The boss' wife is in charge of finance, HR, translation and administration departments. She is, by western standards, completely unqualified to be a director of anything, and her impressive collection of apparently bizarre and stupid decisions is huge. My favourite instance was when we were late for a recruitment meeting because she was asleep in her office. She blamed us, demanding to know why we did not wake her. This year's new translator recruitment has been a complete cock-up from start to finish. The 'flow' of people in and out of our company is very high, because of the low salary. Our best translator had her salary cut last month because of her new salary system. And, mostly because of decisions made by the wife, the quality of the translation department has actually declined over the last six months.

This, however, is irrelevant. It's all about saving money. This year, no one on an annual salary got a New Year's bonus, almost unheard of for a company with lots of projects like ours. The fact that it caused two senior engineers to leave is immaterial. It saved them money, which can be put towards either their children's British education or one of their other companies. Also, with the company being completely owned by them, they see paying wages and salaries as 'giving' employees money, and look for constant ways to get an extra few RMB back off their staff.

Forty-year-old Mr Shi is the other member of our two-member 'Translation Quality Group'. While he might not be everyone's cup of tea with his fondness for talking about countries he's worked in, he's quite a gossip, which is conducive for me learning some interesting things. He asked me what it would take for me to sign a contract extension. I said the boss' wife would have to leave and go and enjoy her money. But this is the one thing that will never happen.

It might indeed improve company performance. But the key point is, if you get an outsider in to run things, there is a very high chance of someone running off with the company's money. Something similar happened in the company in 2008, and similar things happen all the time. The fact is, the boss' wife is qualified by the virtue of being the boss' wife and therefore the safest pair of hands.

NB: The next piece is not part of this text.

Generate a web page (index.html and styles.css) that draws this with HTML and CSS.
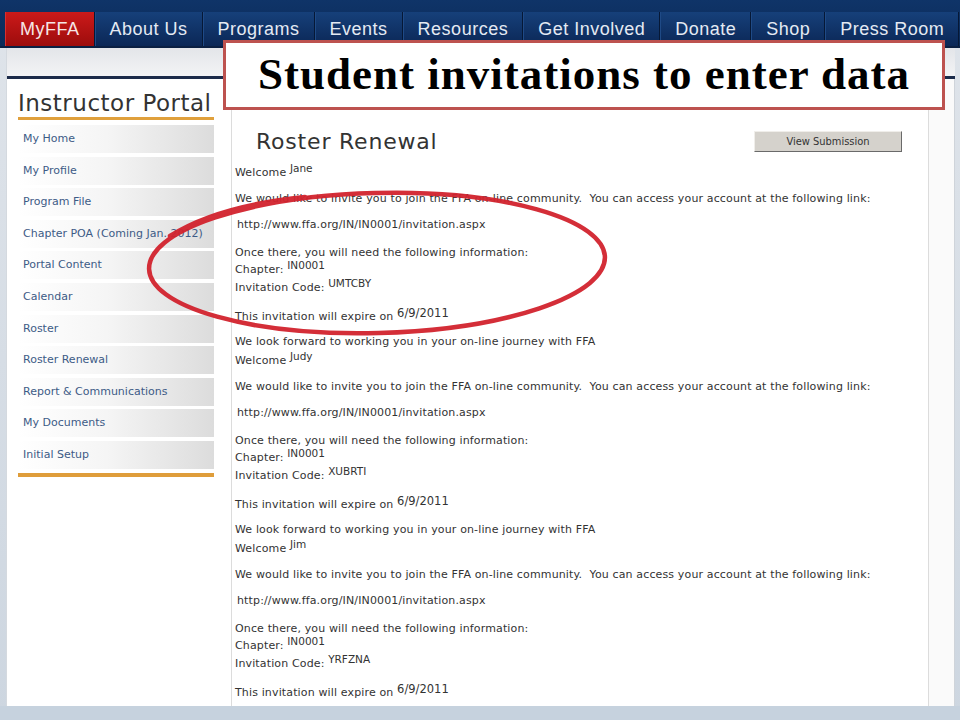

It's all about money and trust. "Who can we trust with the money? Only us two. So we'll control everything."

The 28-year-old female manager of HR is a reasonably nice person, but is also a spineless lackey who works here because a) she would not have the title of HR manager in any other company and b) she probably has some 'guanxi' with the boss' wife despite denying it. She told me before that "everyone here is doing temping work". It struck me as odd for the manager of a large company to say this, but it is true. Many Chinese people would rather be "the head of a chicken than the tail of a phoenix", ie, they would rather have their own business and be in charge of it than earn money for people they have no connection with. While in practice this is often hard to implement, certainly a large number of people think this way. Having been here for a while now, I have a lot of sympathy with this.

As for their decision to employ me, a native English speaker, it may seem like a desire to improve the translation department. This was the initial brief I was given. On my second day in the company, the boss requested that I find co-operation opportunities with large European companies. It petered out and came to nothing, but over the course of the next year, I was asked four times to work in the business department. I gently and indirectly refused each time, initially because I wanted to improve the translation department, and afterwards because I didn't want to be to close to the boss, and the chances of this company working with major European power companies are precisely nil.

A large part of my role here is a 'huaping', a vase, a facade. "Look, we have a foreigner, we're a good company." Last October I went to Indonesia for a week. The sole purpose was a one-minute 'ambushing' of the Vice Governor of Shaanxi province who was in Jakarta at the time and was leaving a meeting. The boss' brother is a big cheese in the provincial trade department, so he helped set it up. (It didn't bother me, I got a free holiday to Indonesia.) Whenever important clients come to the company, I get wheeled out to do the interpreting - or more importantly, to just be there.

On completion of my Chinese language learning in summer of 2008, I wanted to find a job in a 'typical' Chinese company, and I was extremely lucky to find just such an opportunity. But I think I have reached the limits of what I can do here. So it's time to move on.